Cansado, estou eu. Acho que ele está bem, acho que ele está fisicamente ótimo. E acho, sinceramente, que ele não faz tudo como eu gostaria que fizesse, mas acho que ele está em boa forma física. Acho que ele gosta do que faz, que isso é muito importante. Acho que é inteligente e politicamente muito inteligente. E acho que, se não for para Bruxelas, tem todas as condições para voltar a ser candidato a primeiro-ministro e acho que à partida ganha. Não estou a ver, e agora estou a tentar pôr-me de fora, que, se tudo estiver bem na economia, as pessoas queiram mudar.
E a relação com o Presidente da República, que também foi outra coisa que se degradou nos últimos tempos?

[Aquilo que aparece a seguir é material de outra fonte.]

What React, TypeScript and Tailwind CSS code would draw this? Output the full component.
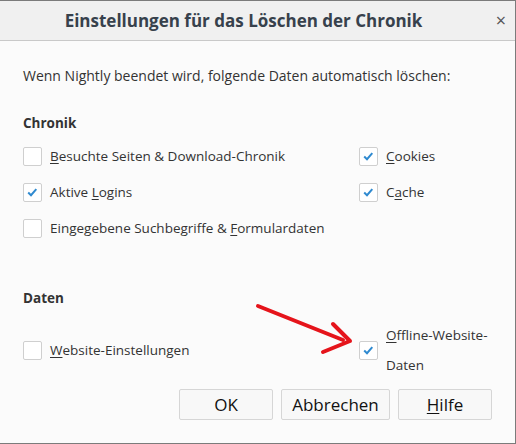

Mas isso é como tudo, eu acho que, apesar de tudo, isto é uma relação de vários anos e, portanto, acho que é possível melhorar essa relação. Vai haver uma remodelação mais tarde ou mais cedo e, portanto, tem todas as condições. As pessoas criticam muito Rui Rio quando ele dizia que não são as oposições que ganham, são os governos que perdem. Mas ele tinha toda a razão. São os governos que perdem e depende muito da economia. A economia é fundamental aqui. Se a economia correr bem, se Portugal estiver daqui a dois anos como está agora, em termos económicos e de desemprego, que são os dados fundamentais, eu acho que há condições para o Partido Socialista ganhar. E acho que tem condições para continuar. E acho que é o que ele gosta, como ele tem dito: ser primeiro-ministro. Acho que ele é executivo. Ele gosta de ser executivo e, portanto, ou vai para a Europa, ou volta a candidatar-se em 2026.
E isso não deixa o PS fragilizado em termos de conseguir produzir alternativas?
Não, não. Aliás, eu acho que um dos problemas da democracia no nosso país é o risco da mexicanização da política portuguesa. Acho que o PS é banda larga. Acho que o PS tem pessoas que pensam como eu, como o Pedro Nuno, como o António Costa. Já tem várias sensibilidades. Não se matam uns aos outros e respeitam o PS. Tem essa tradição de respeitar as minorias. Isso é importante e, por isso, ainda agora houve um ministro (Pedro Adão e Silva) que disse uma coisa e o meu amigo (Lacerda) Sales, que aliás esteve muito bem a defender os deputados contra o ministro, disse outra. Às vezes, o problema é que há mais debate dentro do PS do que entre o PS e os partidos da oposição. Somos um partido de muitos anos no poder e isso, sim, é um risco do Partido Socialista se tornar o partido da situação. E como já vi isso em abril e não gosto, sou sincero, eu acho que não há verdadeira democracia sem alternativa.
O PSD vai continuar a queimar o líder?
O PSD tem um problema, ao contrário do PS, que dá espaço minimamente à oposição e tem essa cultura desde Mário Soares, tratar bem o adversário interno. O PSD não tem isso e é péssimo. Mas, para além disso, acho que o PSD foi grande quando foi audaz. Teve um líder que era o Sá-Carneiro, que era imponente, que era reformista, que era corajoso, que era audaz. E mesmo com Cavaco Silva foi audaz, foi reformista, foi reeleito presidente. Eu acho que o PSD tem de ter essa ambição reformista e sem medo e isso nem sempre tem acontecido. Eu gostava de ver o PSD mais arrojado na revisão constitucional, mais arrojado numa revisão da lei eleitoral. Um partido alternativo tem de ser mais ambicioso. O PSD, às vezes, é pouco.